February 25, 2016 by Jean
Our understanding of retirement is bound up with our understanding of leisure. The dream of retirement is the dream of leisure, time for deferred dreams and for activities that were difficult to combine with the demands of paid work. But the nightmare of retirement is also about leisure, about too much of it and time that hangs heavy, about a life without meaningful activity.
I was drawn to a career in sociology in large part because it is a discipline that can help us understand our own experiences, so it is not surprising that, as I anticipated retirement in the later years of my career, I looked to sociology for help. In particular, I turned to two fields that I hadn’t studied in graduate school but that are relevant to understanding retirement, sociology of aging and sociology of leisure. I used some grant money made available by my employer during my last two years at Gettysburg College to purchase an ereader and a collection of scholarly ebooks that would facilitate continuing my study of these fields in retirement.
Recently, when it was time to choose a new book for my “serious reading” time of day, I decided to plunge into the sociology of leisure and opened a book that promised to lay out the basics, The Idea of Leisure: First Principles by Robert A. Stebbins (Transaction Publishers, 2012). I have only finished the introduction and first chapter of this book, but already it has given me a new understanding of leisure and its importance. For Stebbins, leisure is not a quality of time (time that is free of obligation); it is a quality of activity (what we do with that time). He defines leisure as
Uncoerced, contextually framed activity engaged in during free time, which people want to do and, using their abilities and resources, actually do in either a satisfying or a fulfilling way. (p. 14)

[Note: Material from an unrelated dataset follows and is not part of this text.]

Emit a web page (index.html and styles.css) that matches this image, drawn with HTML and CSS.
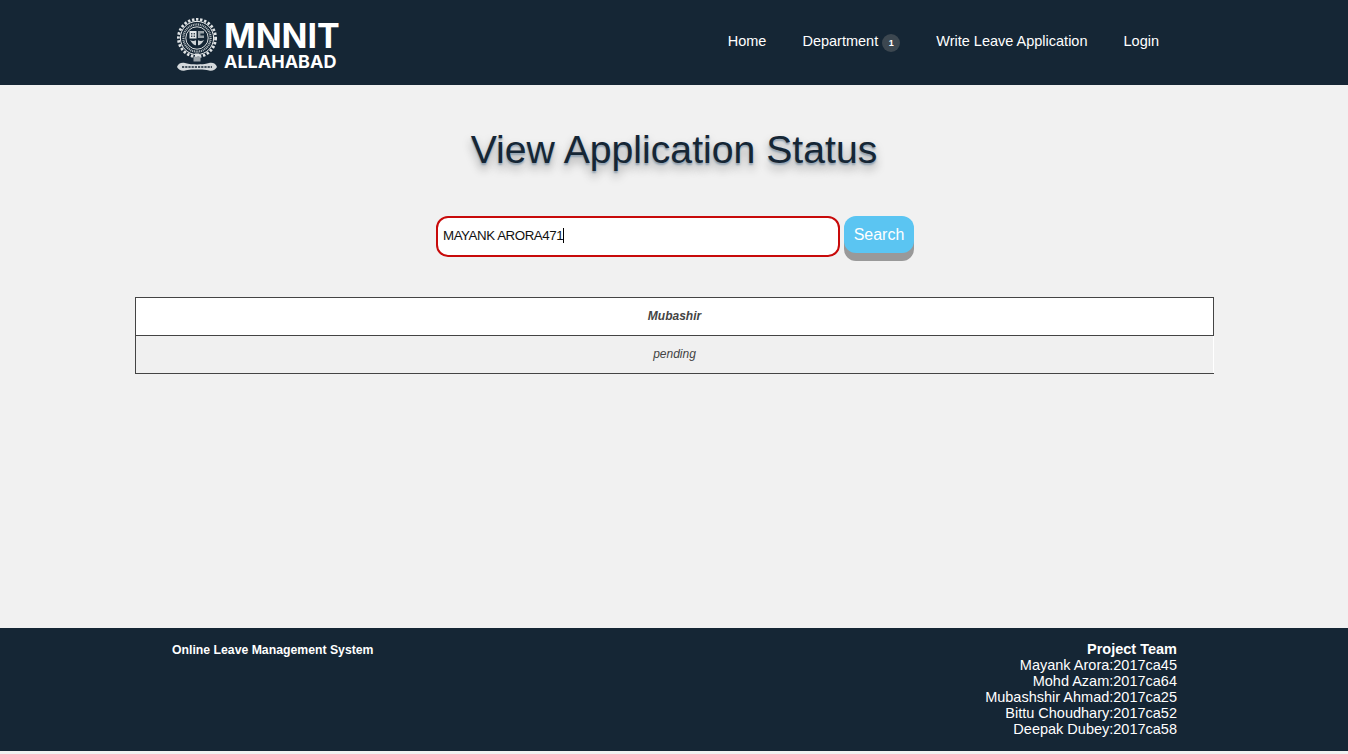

In this definition, if we are using “free time” to do something that we don’t want to do (e.g., a non-work obligation) or if we don’t experience the activity as satisfying or fulfilling, it is not leisure. Note also that leisure as defined here is not necessarily the opposite of work. Those who are lucky enough to work at activities that they want to do and that they find satisfying and fulfilling may not be able to distinguish at least some aspects of their work from leisure. Stebbins also makes a distinction between “casual leisure,” simple pleasurable activities like watching television, chatting with family or friends, or just sitting and relaxing, and “serious leisure,” more complex kinds of activities that draw on our skills and require concentration.
I was particularly interested in the connections Stebbins makes between leisure and quality of life. He identifies a number of different “routes” to a positive (desirable, meaningful) life, and sees each of these routes as linked to leisure. It turns out that my leisure activities in retirement are helping me to follow all four of these paths to a positive life:
- Stebbins’s first route to a positive life involves striking a favorable balance among work activities, leisure activities, and non-work obligations. I found it very difficult to achieve this balance when I was working; although many of my work activities were desired and fulfilling (and thus would be counted as leisure by Stebbins), the number of hours I had to spend on work activities didn’t leave enough time for everything else. This lack of balance was one of my major motivations for retirement. Now that I no longer have work obligations, the positive balance I am looking for is among serious leisure, casual leisure and non-work obligations.
- Finding a sense of continuous, positive self-development and self-fulfillment is Stebbins’s second route to a positive life. In other words, a meaningful life is one in which we have a sense of ourselves as developing, growing human beings. I was lucky to have a profession that provided me with that continuous sense of self-development and self-fulfillment. The trick in retirement is to replace work with serious leisure activities that build on and continue my professional development. This is why I enjoyed teaching at the Senior College so much. It connected to my career as a college professor, drew on the skills I had developed during that career, and provided opportunities to grow as a teacher.
- Stebbins’s third route to a positive life is through warm, attractive interpersonal relationships. Having time to devote to such relationships is an important part of my experience of retirement. Because I live alone, developing and maintaining interpersonal relationships requires an extra level of intentionality. Although I still struggle a bit with my hermit tendencies, I have made a point of scheduling activities with friends (my monthly lunches with a group of retiree friends, my weekly dinners with my neighbor) and have also been making new friends through leisure activities.
- Stebbins fourth route to a positive life is being favorably involved in a community. One way retirees do this is through volunteer activities. My first attempts to get involved in volunteer activities that would connect me to my local community failed (see Kissing Volunteer Frogs). In my second year of retirement, I’m focusing less on geographic community and more on finding communities of people with whom I share interests. The Senior College provides one such community. The choral singing group that I joined last month is another. Today, I began training to become a Master Gardener Volunteer, which will connect me to another community of like-minded souls and provide a route for making contributions to my local community doing something I love.
Thinking about how my leisure activities in retirement connect to all four of these routes to a positive life has helped me to understand why I have not wanted to replace work with one all-consuming interest or activity (see Not One Thing). For me, retirement provides an opportunity to create a rich, meaningful life through multiple routes and a variety of leisure activities.